Colón was a first-round pick in the 2010 MLB Draft and one of the league’s top prospects. A decade after his draft day, he was out of the big leagues. With a week before the 2021 minor league season, Colón was set to play for the Independent League Kansas City Monarchs, returning to the city with his best baseball memories but leaving the league they came in. He had to ask himself if he was willing to continue playing the game just for the love, but two days before he was to report to KC, the Toronto Blue Jays changed his plans.
Toronto didn’t explain a path from the Buffalo Bisons to the big leagues or entice Colón with a lucrative contract, but they gave him the only thing he needed. Colón had told his wife he wanted to play for the Blue Jays someday, he’d only heard good things about the culture and coaching staff, he said, but the best thing they could offer him was an opportunity.

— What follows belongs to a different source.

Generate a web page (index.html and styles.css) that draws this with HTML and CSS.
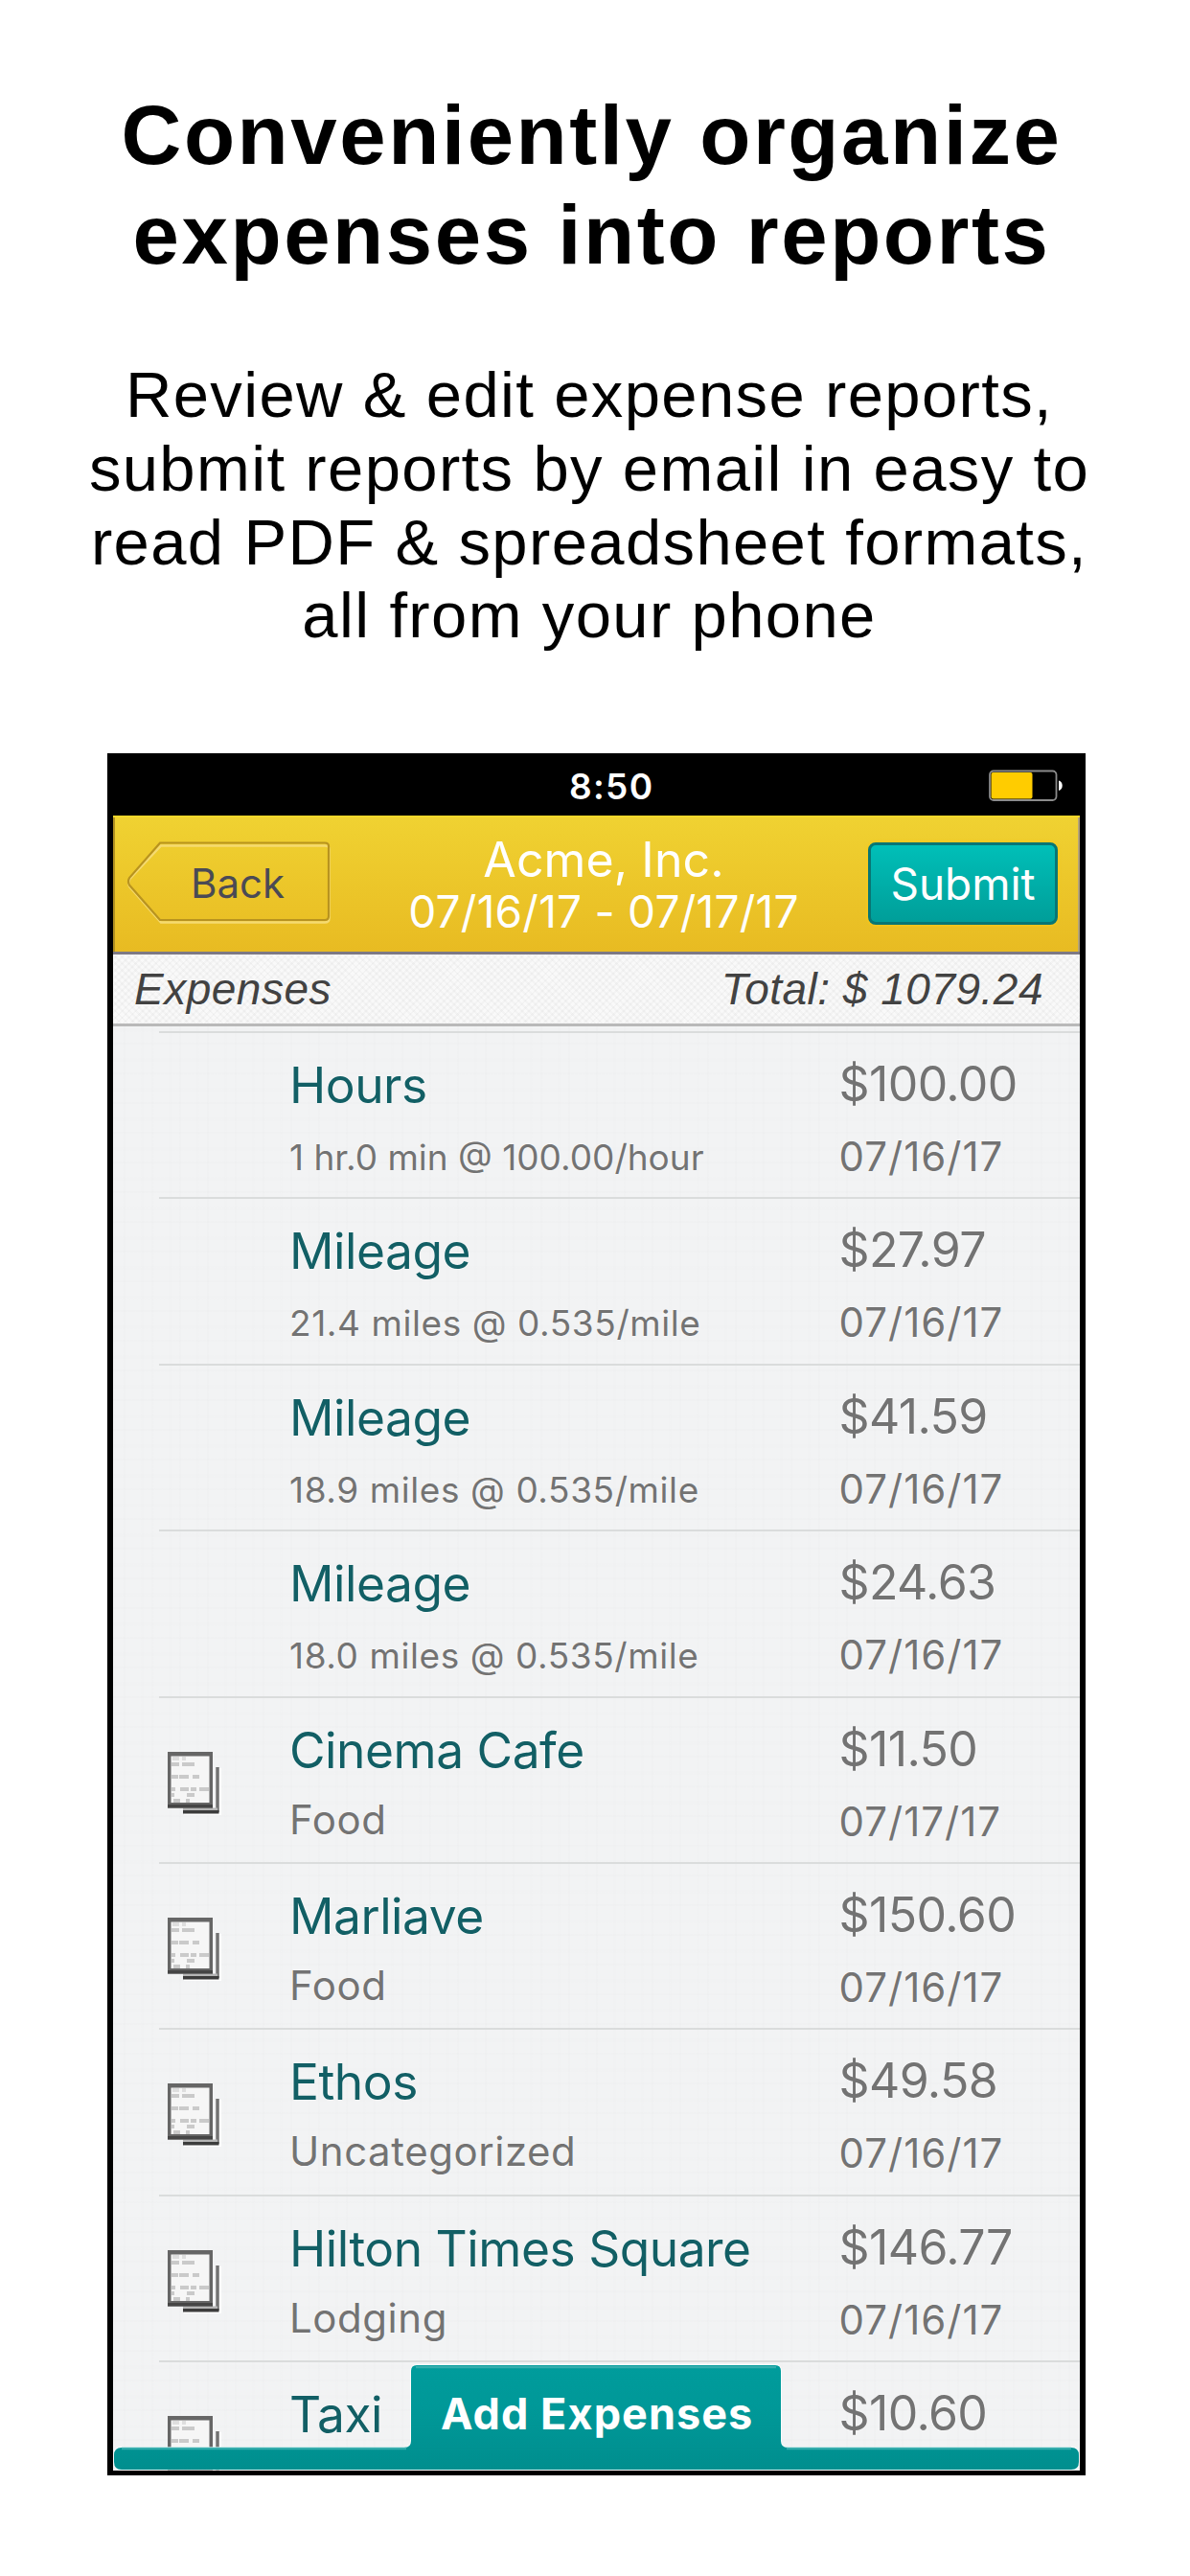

In 2019 and 2020, Colón was a member of the Cincinnati Reds organization, appearing in 11 Major League games before he was demoted to the alternate site last season. The training was productive and it was professional, but it was hard, Colón said. He couldn’t showcase his in-game talents for the Reds, let alone make a case to any other team he deserved a next contract.
All teams could see was Colón’s .130 batting average and three 2021 hits, so he took the alt-site demotion as motivation to get into the best shape of his career. He dropped 35 pounds, worked back into All-American shortstop shape, and came to the Bisons with two days of preseason left willing and working to reshape the perception of his offensive potential.
Coming out of a Royals organization that prioritized batted balls, hitting the other way, and playing small ball at an unprecedentedly effective level, Colón adapted to his surroundings. He wasn’t as aggressive as he was in college and became known as a guy who could put the ball in play with elite hand-eye coordination. In 2021, that’s a dying breed.
“I’ve been able to survive like that,” Colón said. “But I wanted to take my game to another level. If not now, when?”
In a late June game against the Lehigh Valley Iron Pigs, Colón reached for a first-pitch fastball. The pitch caught the outside part of the zone, but his bat met it there, driving the ball deep. As the liner passed the outfield wall, just foul, Bisons manager Casey Candaele turned to his hitting coach, Corey Hart, and asked if Colón was always a big power guy.
“No,” Hart told his manager. “I think the most home runs he’s ever hit is 10.”
In 43 games with the Bisons, Colón has eight homers, the highest slugging percentage of his career at any level, and has climbed into the heart of Buffalo's batting order. Colón had tried to hit for power before, putting on weight to beef his way into some pop, but the 2021 power has come from the lost pounds, an aggressive mentality, and some well-explained lower-body tweaks from hitting coach Hart.
“No joke, this has changed my career from an offensive standpoint,” Colón said.
He’s playing five different defensive positions, leading the Bisons in hits, and, as promised, doing anything the organization asks of him. He brings championship experience to a Triple-A team housing some of Toronto’s top prospects, is not afraid to speak out when needed, and has helped establish a player-driven culture for a Bisons team playing without a home stadium.
Infielders Kevin Smith, Cullen Large, and Logan Warmoth always have the former Royals’ ear, Candaele said. Colón gives them advice when they ask and listens to their ideas, too. He is a leader for the entire team, championing a “real good clubhouse vibe,” according to Patrick Murphy, hanging out in the locker room long after games end, and giving parting advice to pitchers like Pearson and Manoah before their MLB call ups.
He’s a natural leader, Candaele said, and the heights he’s been to provide stories that keep veterans, prospects, and kids equally captivated. He doesn’t wear his World Series ring or even bust it out of the safe much, but he’ll sometimes sneak it to local baseball fields or hitting lessons he’s hosting.
While the rest of the MLB world was wrapping 2021 Spring Training, Colón was working with 11- and 12-year-old ballplayers, bringing the ring so they could touch it, take pictures, and hear the same stories that Pearson and Manoah ask about. He brings it for them, but it’s a reminder of what he’s done, and the peak he’s trying to return to.
“I feel respected, and that’s a blessing,” Colón said. “I feel like I’ve achieved something, and I consider myself a winner. When I look at the ring, it’s a reminder.”